Start of GIVEN MATERIAL

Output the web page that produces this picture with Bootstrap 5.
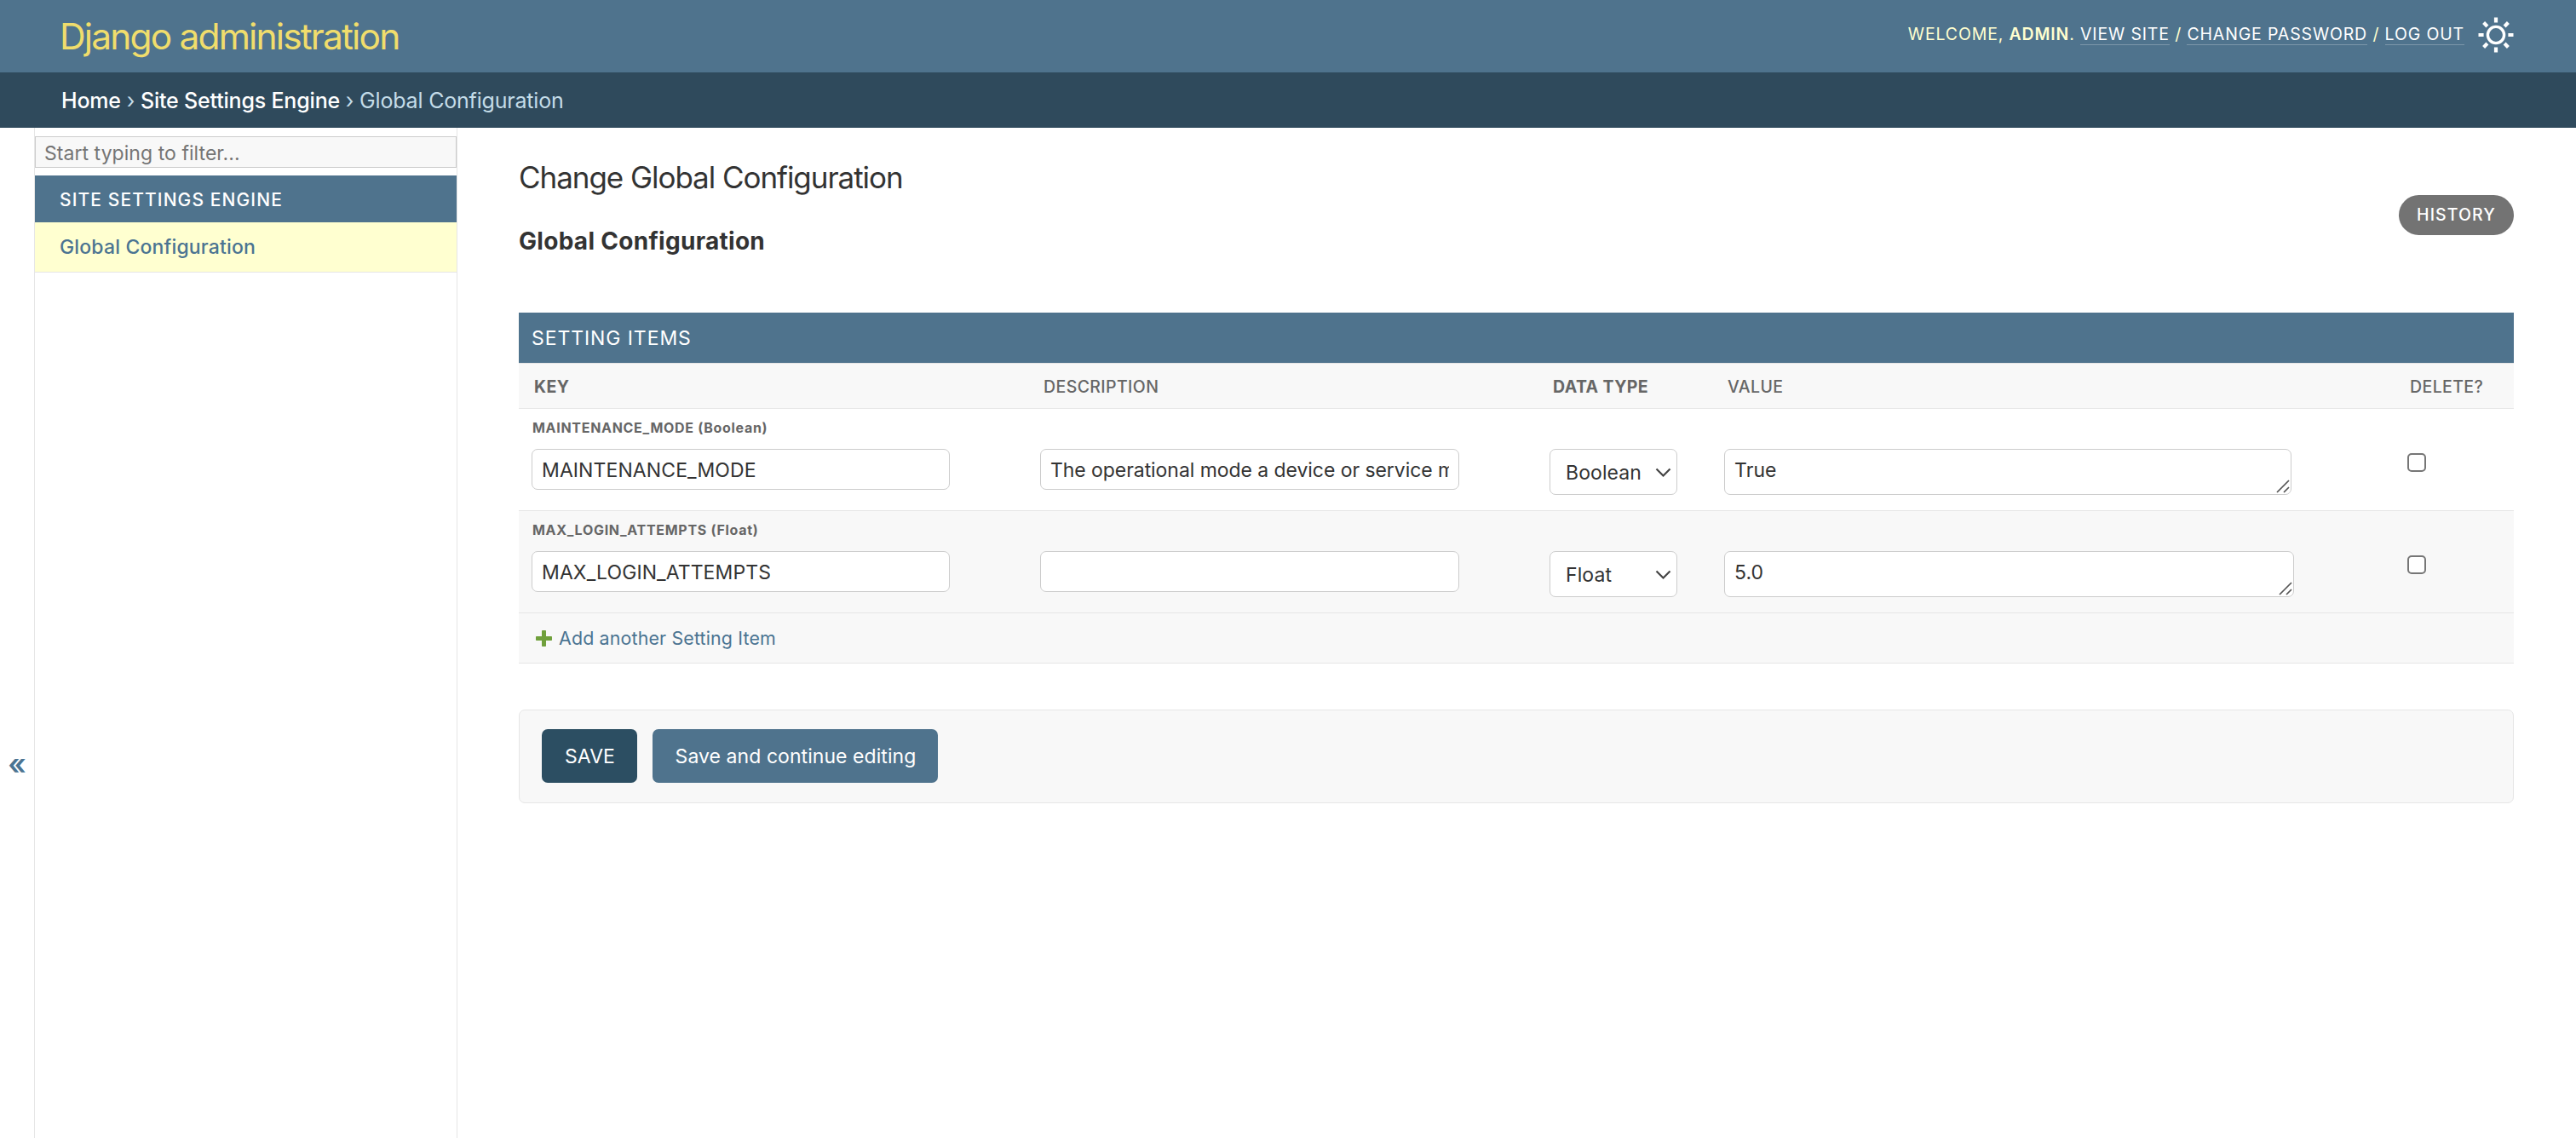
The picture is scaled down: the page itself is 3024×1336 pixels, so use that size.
<!DOCTYPE html>
<html lang="en">
<head>
  <meta charset="UTF-8" />
  <meta name="viewport" content="width=device-width, initial-scale=1" />
  <title>Change Global Configuration | Django site admin</title>
  <link href="https://cdn.jsdelivr.net/npm/bootstrap@5.3.3/dist/css/bootstrap.min.css" rel="stylesheet" />
  <style>
    :root {
      --primary: #4f738d;
      --secondary: #2f4a5c;
      --accent: #f0dd6c;
      --link-fg: #4b7492;
      --body-fg: #333;
      --quiet: #666;
      --hairline: #e6e6e6;
      --border: #ccc;
      --darkened: #f8f8f8;
    }
    body {
      font-family: Inter, "Liberation Sans", sans-serif;
      font-size: 23px;
      line-height: 1;
      color: var(--body-fg);
      background: #fff;
    }
    a {
      text-decoration: none;
      color: var(--link-fg);
    }

    /* Header */
    #site-header {
      height: 85px;
      padding: 0 73px 4px 70px;
      background: var(--primary);
      color: #ffffd0;
    }
    #site-header .navbar-brand {
      font-size: 42.5px;
      font-weight: 400;
      letter-spacing: -1.85px;
      line-height: 81px;
      padding: 3px 0 0;
      color: var(--accent);
    }
    .user-tools {
      font-size: 19.5px;
      letter-spacing: .85px;
      line-height: 24px;
      text-transform: uppercase;
      margin-right: 16px;
      padding-bottom: 1px;
      white-space: nowrap;
    }
    .user-tools a {
      color: #fff;
      border-bottom: 1px solid rgba(255, 255, 255, .25);
    }
    .user-tools strong {
      font-weight: 600;
    }

    /* Breadcrumbs */
    .crumbs {
      height: 65px;
      padding: 2px 72px 0;
      background: var(--secondary);
      color: #c4dce8;
      font-size: 25px;
      letter-spacing: -.19px;
      line-height: 63px;
      white-space: pre;
    }
    .crumbs a {
      color: #fff;
      font-weight: 500;
    }

    /* Sidebar */
    .nav-toggle {
      width: 41px;
      border-right: 1px solid var(--hairline);
      padding-top: 730px;
      font-size: 34px;
      font-weight: 600;
      color: var(--link-fg);
    }
    .side-nav {
      width: 496px;
      border-right: 1px solid var(--hairline);
      padding-top: 10px;
    }
    .side-nav .form-control {
      height: 37px;
      border: 1px solid var(--border);
      border-radius: 0;
      background: var(--darkened);
      padding: 2px 10px 0;
      margin-bottom: 9px;
      font-size: 23px;
      letter-spacing: .05px;
    }
    .side-nav .form-control::placeholder {
      color: #757575;
    }
    .side-caption {
      height: 55px;
      padding: 2px 0 0 29px;
      background: var(--primary);
      color: #fff;
      font-size: 21px;
      font-weight: 500;
      letter-spacing: 1.1px;
    }
    .side-link {
      height: 59px;
      padding-left: 29px;
      background: #ffffd0;
      border-bottom: 1px solid var(--hairline);
      font-weight: 500;
      letter-spacing: .16px;
    }

    /* Content */
    main {
      padding: 0 73px 0 72px;
    }
    h1 {
      font-size: 35px;
      font-weight: 400;
      letter-spacing: -1.05px;
      line-height: 44px;
      margin: 36px 0 0;
    }
    h2.object-name {
      font-size: 28px;
      font-weight: 700;
      letter-spacing: .29px;
      line-height: 36px;
      margin: 35px 0 66px;
    }
    .history-btn {
      width: 135px;
      height: 47px;
      margin-top: 79px;
      border-radius: 24px;
      background: #737373;
      color: #fff;
      font-size: 19.5px;
      font-weight: 500;
      letter-spacing: 1.1px;
    }
    .group-title {
      height: 59px;
      padding: 2px 0 0 15px;
      background: var(--primary);
      color: #fff;
      font-size: 23px;
      font-weight: 400;
      letter-spacing: .92px;
    }
    .setting-items {
      table-layout: fixed;
      --bs-table-bg: transparent;
      --bs-table-color: var(--body-fg);
      border-collapse: separate;
      border-spacing: 0;
    }
    .setting-items > thead > tr > th {
      height: 54px;
      padding: 3px 0 0 18px;
      border-top: 1px solid var(--hairline);
      border-bottom: 1px solid var(--hairline);
      background: var(--darkened);
      color: var(--quiet);
      font-size: 19.5px;
      font-weight: 500;
      letter-spacing: .4px;
      vertical-align: middle;
    }
    .setting-items > thead > tr > th.required {
      font-weight: 700;
    }
    .setting-items > tbody > tr > td {
      height: 120px;
      padding: 47px 0 0 14px;
      border-bottom: 1px solid var(--hairline);
    }
    .setting-items > tbody > tr > td:first-child {
      padding: 0 0 0 15px;
    }
    .setting-items > tbody > tr:nth-child(even) > td {
      background: var(--darkened);
    }
    .original {
      height: 47px;
      padding-left: 1px;
      font-size: 16px;
      font-weight: 700;
      letter-spacing: .7px;
      line-height: 45px;
      color: var(--quiet);
    }
    .setting-items .form-control,
    .setting-items .form-select {
      border: 1px solid var(--border);
      border-radius: 7px;
      background: #fff;
      color: var(--body-fg);
      font-size: 23px;
      letter-spacing: .1px;
      line-height: 28px;
    }
    .setting-items input.form-control {
      width: 492px;
      height: 48px;
      padding: 1px 11px 0;
    }
    .setting-items td:first-child input.form-control {
      width: 491px;
    }
    .setting-items td:nth-child(2) input {
      letter-spacing: -.06px;
    }
    .setting-items .form-select {
      width: 150px;
      height: 54px;
      padding: 2px 0 0 18px;
    }
    .setting-items textarea.form-control {
      width: 666px;
      height: 54px;
      min-height: 0;
      padding: 10px 11px 0;
      resize: none;
      overflow: hidden;
    }
    .setting-items textarea.wider {
      width: 669px;
    }
    .select-arrow {
      position: absolute;
      right: 7px;
      top: 22px;
    }
    .resize-grip {
      position: absolute;
      right: 2px;
      bottom: 2px;
    }
    .setting-items .form-check-input {
      display: block;
      width: 22px;
      height: 22px;
      margin: 5px 0 0 1px;
      border: 2px solid #767676;
      border-radius: 5px;
      background: #fff;
    }
    .add-row {
      height: 59px;
      padding: 1px 0 0 20px;
      background: var(--darkened);
      border-bottom: 1px solid var(--hairline);
    }
    .add-row a {
      font-size: 21.4px;
      letter-spacing: .15px;
    }
    .submit-row {
      height: 110px;
      margin-top: 54px;
      padding: 22px 26px;
      background: var(--darkened);
      border: 1px solid var(--hairline);
      border-radius: 7px;
      gap: 18px;
    }
    .submit-row .btn {
      height: 63px;
      padding: 1px 0 0 1px;
      border: 0;
      border-radius: 7px;
      color: #fff;
      font-size: 23px;
      letter-spacing: .06px;
      line-height: 62px;
    }
    .btn-save {
      width: 112px;
      background: #2c4e62;
    }
    .btn-continue {
      width: 335px;
      background: var(--primary);
    }
  </style>
</head>
<body class="d-flex flex-column vh-100">
  <header id="site-header" class="d-flex align-items-center justify-content-between flex-shrink-0">
    <a class="navbar-brand m-0" href="#">Django administration</a>
    <div class="d-flex align-items-center">
      <div class="user-tools">Welcome, <strong>admin</strong>. <a href="#">View site</a> / <a href="#">Change password</a> / <a href="#">Log out</a></div>
      <svg width="42" height="42" viewBox="-21 -21 42 42" fill="none" stroke="#fff">
        <circle r="9.6" stroke-width="3.4" />
        <path stroke-width="4.2" d="M0-20.5V-14.4M0 20.5V14.4M-20.5 0H-14.4M20.5 0H14.4M-14.4-14.4L-10.1-10.1M14.4-14.4L10.1-10.1M-14.4 14.4L-10.1 10.1M14.4 14.4L10.1 10.1" />
      </svg>
    </div>
  </header>

  <nav class="crumbs flex-shrink-0"><a href="#">Home</a> › <a href="#">Site Settings Engine</a> › Global Configuration</nav>

  <div class="d-flex flex-grow-1">
    <div class="nav-toggle flex-shrink-0 text-center">«</div>
    <nav class="side-nav flex-shrink-0">
      <input type="search" class="form-control" placeholder="Start typing to filter..." />
      <div class="side-caption d-flex align-items-center">SITE SETTINGS ENGINE</div>
      <a class="side-link d-flex align-items-center" href="#">Global Configuration</a>
    </nav>

    <main class="flex-grow-1">
      <div class="d-flex justify-content-between align-items-start">
        <div>
          <h1>Change Global Configuration</h1>
          <h2 class="object-name">Global Configuration</h2>
        </div>
        <a class="history-btn d-flex align-items-center justify-content-center" href="#">HISTORY</a>
      </div>

      <h2 class="group-title d-flex align-items-center mb-0">SETTING ITEMS</h2>
      <table class="table setting-items mb-0">
        <colgroup>
          <col width="598" /><col width="598" /><col width="205" /><col width="801" /><col width="140" />
        </colgroup>
        <thead>
          <tr>
            <th class="required">KEY</th>
            <th>DESCRIPTION</th>
            <th class="required">DATA TYPE</th>
            <th>VALUE</th>
            <th>DELETE?</th>
          </tr>
        </thead>
        <tbody>
          <tr>
            <td>
              <div class="original">MAINTENANCE_MODE (Boolean)</div>
              <input type="text" class="form-control" value="MAINTENANCE_MODE" />
            </td>
            <td><input type="text" class="form-control" value="The operational mode a device or service may be in" /></td>
            <td>
              <div class="position-relative d-inline-block">
                <select class="form-select"><option>Boolean</option></select>
                <svg class="select-arrow" width="19" height="12" fill="none" stroke="#444" stroke-width="2.2"><path d="M1.5 1.5L9.5 9.5L17.5 1.5" /></svg>
              </div>
            </td>
            <td>
              <div class="position-relative d-inline-block">
                <textarea class="form-control" rows="1">True</textarea>
                <svg class="resize-grip" width="16" height="16" stroke="#555" stroke-width="1.7"><path d="M1 15L15 1M9 15L15 9" /></svg>
              </div>
            </td>
            <td><input type="checkbox" class="form-check-input" /></td>
          </tr>
          <tr>
            <td>
              <div class="original">MAX_LOGIN_ATTEMPTS (Float)</div>
              <input type="text" class="form-control" value="MAX_LOGIN_ATTEMPTS" />
            </td>
            <td><input type="text" class="form-control" value="" /></td>
            <td>
              <div class="position-relative d-inline-block">
                <select class="form-select"><option>Float</option></select>
                <svg class="select-arrow" width="19" height="12" fill="none" stroke="#444" stroke-width="2.2"><path d="M1.5 1.5L9.5 9.5L17.5 1.5" /></svg>
              </div>
            </td>
            <td>
              <div class="position-relative d-inline-block">
                <textarea class="form-control wider" rows="1">5.0</textarea>
                <svg class="resize-grip" width="16" height="16" stroke="#555" stroke-width="1.7"><path d="M1 15L15 1M9 15L15 9" /></svg>
              </div>
            </td>
            <td><input type="checkbox" class="form-check-input" /></td>
          </tr>
        </tbody>
      </table>
      <div class="add-row d-flex align-items-center">
        <a class="d-flex align-items-center" href="#">
          <svg class="me-2" width="19" height="19" fill="#70a03c"><path d="M7 .8Q7 0 7.8 0H11.2Q12 0 12 .8V7H18.2Q19 7 19 7.8V11.2Q19 12 18.2 12H12V18.2Q12 19 11.2 19H7.8Q7 19 7 18.2V12H.8Q0 12 0 11.2V7.8Q0 7 .8 7H7Z" /></svg>
          Add another Setting Item
        </a>
      </div>

      <div class="submit-row d-flex">
        <button type="button" class="btn btn-save">SAVE</button>
        <button type="button" class="btn btn-continue">Save and continue editing</button>
      </div>
    </main>
  </div>

  <script src="https://cdn.jsdelivr.net/npm/bootstrap@5.3.3/dist/js/bootstrap.bundle.min.js"></script>
</body>
</html>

End of GIVEN MATERIAL

**OBJECTIVE:**
State how many lines of the listing include "picture", and nothing more.

**COMPLETE OUTPUT:**
2